▶ [Objective]: Give back the full listing verbatim, apart from its images.

▶ [Collected material]:
────────────────────────────────────────
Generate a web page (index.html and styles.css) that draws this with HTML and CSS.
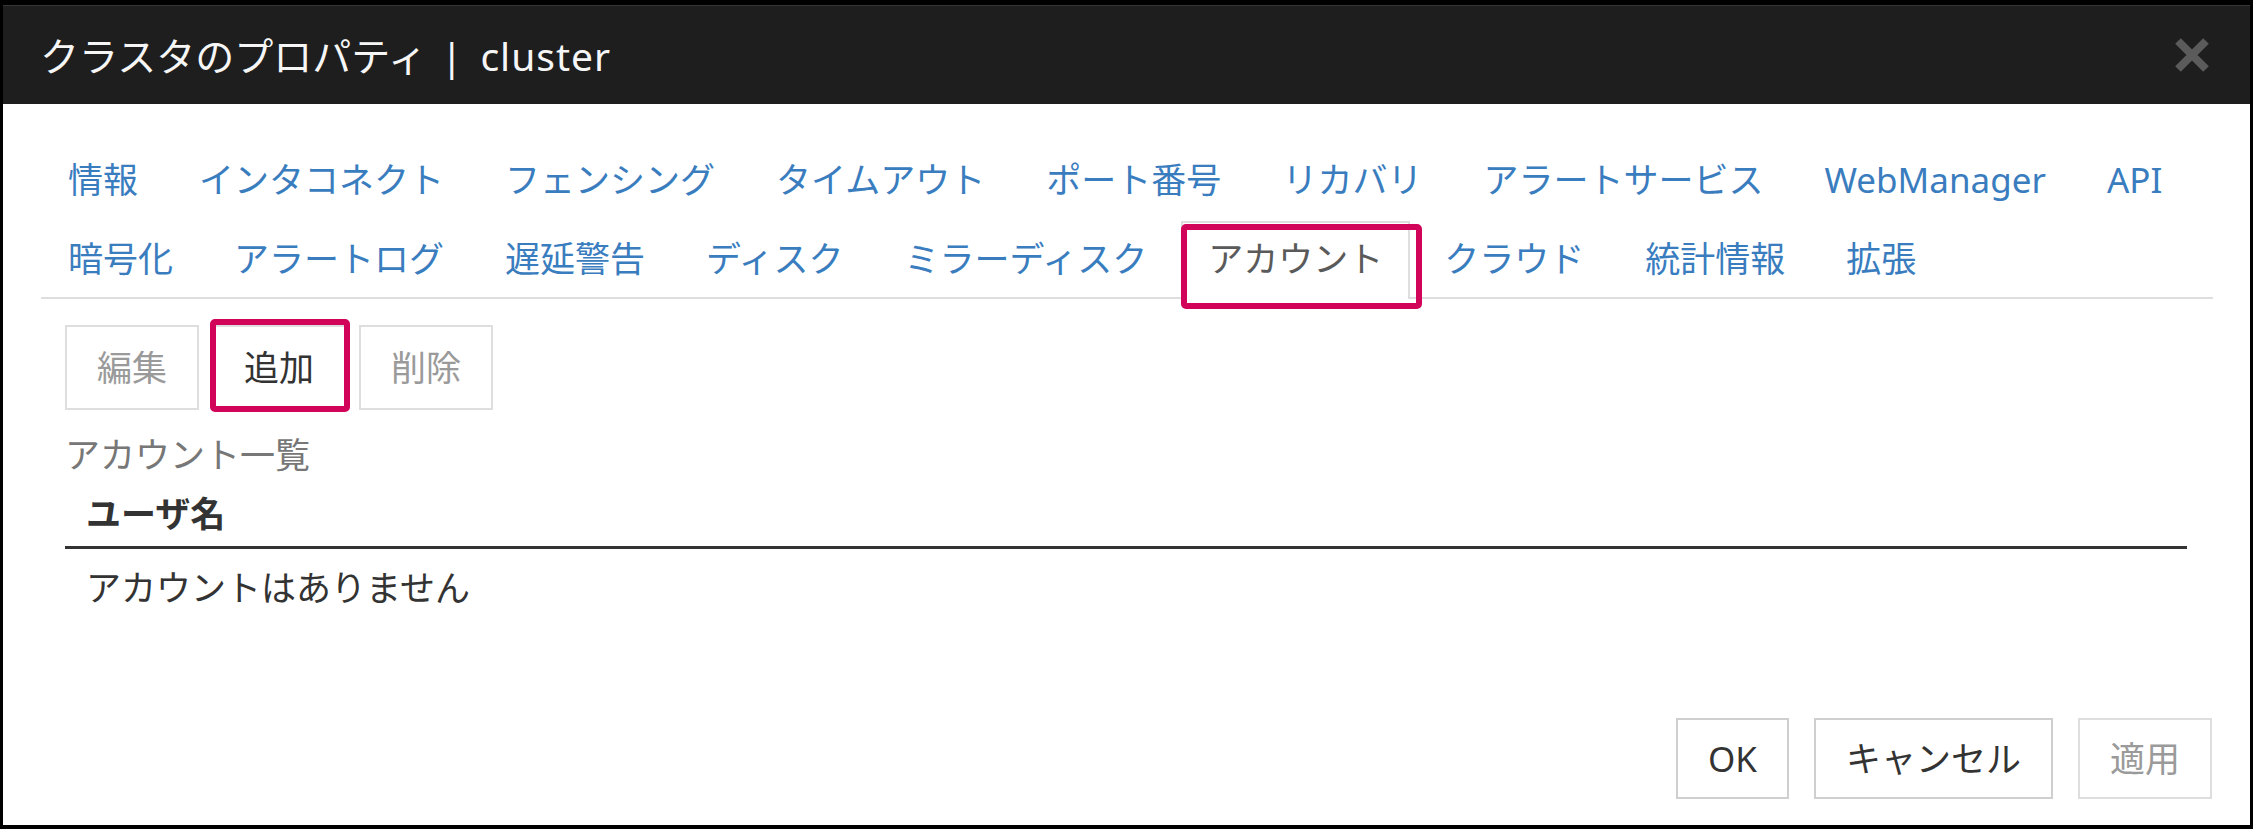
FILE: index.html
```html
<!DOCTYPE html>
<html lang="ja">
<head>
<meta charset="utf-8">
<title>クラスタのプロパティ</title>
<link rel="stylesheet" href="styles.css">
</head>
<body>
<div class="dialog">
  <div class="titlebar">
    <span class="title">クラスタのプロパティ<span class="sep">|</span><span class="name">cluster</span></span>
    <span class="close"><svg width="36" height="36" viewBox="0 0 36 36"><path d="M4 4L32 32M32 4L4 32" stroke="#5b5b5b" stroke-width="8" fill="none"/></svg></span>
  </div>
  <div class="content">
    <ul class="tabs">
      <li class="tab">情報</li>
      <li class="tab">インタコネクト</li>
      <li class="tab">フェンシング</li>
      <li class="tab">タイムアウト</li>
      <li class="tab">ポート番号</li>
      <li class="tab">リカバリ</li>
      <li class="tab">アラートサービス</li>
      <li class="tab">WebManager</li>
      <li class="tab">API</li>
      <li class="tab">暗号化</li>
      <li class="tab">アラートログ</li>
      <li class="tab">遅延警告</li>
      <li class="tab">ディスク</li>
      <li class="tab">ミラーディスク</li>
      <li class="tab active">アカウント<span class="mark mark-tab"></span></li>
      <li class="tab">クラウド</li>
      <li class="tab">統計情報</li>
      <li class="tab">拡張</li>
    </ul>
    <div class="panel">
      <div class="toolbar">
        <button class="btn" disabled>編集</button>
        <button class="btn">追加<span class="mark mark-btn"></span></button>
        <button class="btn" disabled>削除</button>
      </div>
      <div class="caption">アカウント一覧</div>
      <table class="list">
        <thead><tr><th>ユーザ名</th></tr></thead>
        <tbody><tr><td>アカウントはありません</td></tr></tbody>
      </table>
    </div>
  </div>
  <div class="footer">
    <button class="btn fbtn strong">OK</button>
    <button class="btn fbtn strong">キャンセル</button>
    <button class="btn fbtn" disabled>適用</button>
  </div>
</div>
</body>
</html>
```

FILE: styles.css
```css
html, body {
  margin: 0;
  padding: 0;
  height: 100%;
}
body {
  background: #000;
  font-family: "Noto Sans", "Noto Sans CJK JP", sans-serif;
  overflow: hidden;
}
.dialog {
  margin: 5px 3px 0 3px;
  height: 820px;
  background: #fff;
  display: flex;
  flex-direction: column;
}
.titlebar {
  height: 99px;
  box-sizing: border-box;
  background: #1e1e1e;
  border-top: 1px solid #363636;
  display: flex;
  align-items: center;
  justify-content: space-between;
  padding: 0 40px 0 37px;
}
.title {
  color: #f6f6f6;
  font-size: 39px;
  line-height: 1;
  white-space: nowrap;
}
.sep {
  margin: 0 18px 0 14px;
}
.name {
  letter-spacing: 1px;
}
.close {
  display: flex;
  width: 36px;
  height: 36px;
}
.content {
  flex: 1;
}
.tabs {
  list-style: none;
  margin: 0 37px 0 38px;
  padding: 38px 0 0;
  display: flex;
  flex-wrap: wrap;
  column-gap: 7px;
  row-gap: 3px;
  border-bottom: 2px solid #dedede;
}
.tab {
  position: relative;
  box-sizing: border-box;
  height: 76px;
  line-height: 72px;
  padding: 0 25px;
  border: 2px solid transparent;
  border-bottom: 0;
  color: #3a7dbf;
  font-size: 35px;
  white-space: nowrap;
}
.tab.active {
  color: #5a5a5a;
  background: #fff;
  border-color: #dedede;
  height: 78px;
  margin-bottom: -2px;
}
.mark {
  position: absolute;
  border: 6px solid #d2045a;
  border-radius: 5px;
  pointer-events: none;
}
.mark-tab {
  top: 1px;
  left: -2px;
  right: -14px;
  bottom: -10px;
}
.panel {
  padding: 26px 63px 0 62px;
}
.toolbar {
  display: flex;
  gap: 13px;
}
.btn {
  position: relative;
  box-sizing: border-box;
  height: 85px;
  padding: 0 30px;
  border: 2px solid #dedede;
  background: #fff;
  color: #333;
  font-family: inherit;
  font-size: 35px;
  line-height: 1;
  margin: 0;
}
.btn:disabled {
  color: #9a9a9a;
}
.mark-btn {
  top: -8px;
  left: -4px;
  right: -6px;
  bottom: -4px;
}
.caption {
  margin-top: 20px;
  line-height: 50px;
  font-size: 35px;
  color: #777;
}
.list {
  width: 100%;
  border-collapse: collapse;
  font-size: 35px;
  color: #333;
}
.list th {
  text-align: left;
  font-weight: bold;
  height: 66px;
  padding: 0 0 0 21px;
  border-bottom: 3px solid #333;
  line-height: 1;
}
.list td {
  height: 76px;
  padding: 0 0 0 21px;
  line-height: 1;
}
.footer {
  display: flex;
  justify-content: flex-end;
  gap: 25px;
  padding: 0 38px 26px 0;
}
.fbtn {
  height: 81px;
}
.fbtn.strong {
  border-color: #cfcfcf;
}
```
────────────────────────────────────────
▶ [Written answer]:
Generate a web page (index.html and styles.css) that draws this with HTML and CSS.
FILE: index.html
```html
<!DOCTYPE html>
<html lang="ja">
<head>
<meta charset="utf-8">
<title>クラスタのプロパティ</title>
<link rel="stylesheet" href="styles.css">
</head>
<body>
<div class="dialog">
  <div class="titlebar">
    <span class="title">クラスタのプロパティ<span class="sep">|</span><span class="name">cluster</span></span>
    <span class="close"><svg width="36" height="36" viewBox="0 0 36 36"><path d="M4 4L32 32M32 4L4 32" stroke="#5b5b5b" stroke-width="8" fill="none"/></svg></span>
  </div>
  <div class="content">
    <ul class="tabs">
      <li class="tab">情報</li>
      <li class="tab">インタコネクト</li>
      <li class="tab">フェンシング</li>
      <li class="tab">タイムアウト</li>
      <li class="tab">ポート番号</li>
      <li class="tab">リカバリ</li>
      <li class="tab">アラートサービス</li>
      <li class="tab">WebManager</li>
      <li class="tab">API</li>
      <li class="tab">暗号化</li>
      <li class="tab">アラートログ</li>
      <li class="tab">遅延警告</li>
      <li class="tab">ディスク</li>
      <li class="tab">ミラーディスク</li>
      <li class="tab active">アカウント<span class="mark mark-tab"></span></li>
      <li class="tab">クラウド</li>
      <li class="tab">統計情報</li>
      <li class="tab">拡張</li>
    </ul>
    <div class="panel">
      <div class="toolbar">
        <button class="btn" disabled>編集</button>
        <button class="btn">追加<span class="mark mark-btn"></span></button>
        <button class="btn" disabled>削除</button>
      </div>
      <div class="caption">アカウント一覧</div>
      <table class="list">
        <thead><tr><th>ユーザ名</th></tr></thead>
        <tbody><tr><td>アカウントはありません</td></tr></tbody>
      </table>
    </div>
  </div>
  <div class="footer">
    <button class="btn fbtn strong">OK</button>
    <button class="btn fbtn strong">キャンセル</button>
    <button class="btn fbtn" disabled>適用</button>
  </div>
</div>
</body>
</html>
```

FILE: styles.css
```css
html, body {
  margin: 0;
  padding: 0;
  height: 100%;
}
body {
  background: #000;
  font-family: "Noto Sans", "Noto Sans CJK JP", sans-serif;
  overflow: hidden;
}
.dialog {
  margin: 5px 3px 0 3px;
  height: 820px;
  background: #fff;
  display: flex;
  flex-direction: column;
}
.titlebar {
  height: 99px;
  box-sizing: border-box;
  background: #1e1e1e;
  border-top: 1px solid #363636;
  display: flex;
  align-items: center;
  justify-content: space-between;
  padding: 0 40px 0 37px;
}
.title {
  color: #f6f6f6;
  font-size: 39px;
  line-height: 1;
  white-space: nowrap;
}
.sep {
  margin: 0 18px 0 14px;
}
.name {
  letter-spacing: 1px;
}
.close {
  display: flex;
  width: 36px;
  height: 36px;
}
.content {
  flex: 1;
}
.tabs {
  list-style: none;
  margin: 0 37px 0 38px;
  padding: 38px 0 0;
  display: flex;
  flex-wrap: wrap;
  column-gap: 7px;
  row-gap: 3px;
  border-bottom: 2px solid #dedede;
}
.tab {
  position: relative;
  box-sizing: border-box;
  height: 76px;
  line-height: 72px;
  padding: 0 25px;
  border: 2px solid transparent;
  border-bottom: 0;
  color: #3a7dbf;
  font-size: 35px;
  white-space: nowrap;
}
.tab.active {
  color: #5a5a5a;
  background: #fff;
  border-color: #dedede;
  height: 78px;
  margin-bottom: -2px;
}
.mark {
  position: absolute;
  border: 6px solid #d2045a;
  border-radius: 5px;
  pointer-events: none;
}
.mark-tab {
  top: 1px;
  left: -2px;
  right: -14px;
  bottom: -10px;
}
.panel {
  padding: 26px 63px 0 62px;
}
.toolbar {
  display: flex;
  gap: 13px;
}
.btn {
  position: relative;
  box-sizing: border-box;
  height: 85px;
  padding: 0 30px;
  border: 2px solid #dedede;
  background: #fff;
  color: #333;
  font-family: inherit;
  font-size: 35px;
  line-height: 1;
  margin: 0;
}
.btn:disabled {
  color: #9a9a9a;
}
.mark-btn {
  top: -8px;
  left: -4px;
  right: -6px;
  bottom: -4px;
}
.caption {
  margin-top: 20px;
  line-height: 50px;
  font-size: 35px;
  color: #777;
}
.list {
  width: 100%;
  border-collapse: collapse;
  font-size: 35px;
  color: #333;
}
.list th {
  text-align: left;
  font-weight: bold;
  height: 66px;
  padding: 0 0 0 21px;
  border-bottom: 3px solid #333;
  line-height: 1;
}
.list td {
  height: 76px;
  padding: 0 0 0 21px;
  line-height: 1;
}
.footer {
  display: flex;
  justify-content: flex-end;
  gap: 25px;
  padding: 0 38px 26px 0;
}
.fbtn {
  height: 81px;
}
.fbtn.strong {
  border-color: #cfcfcf;
}
```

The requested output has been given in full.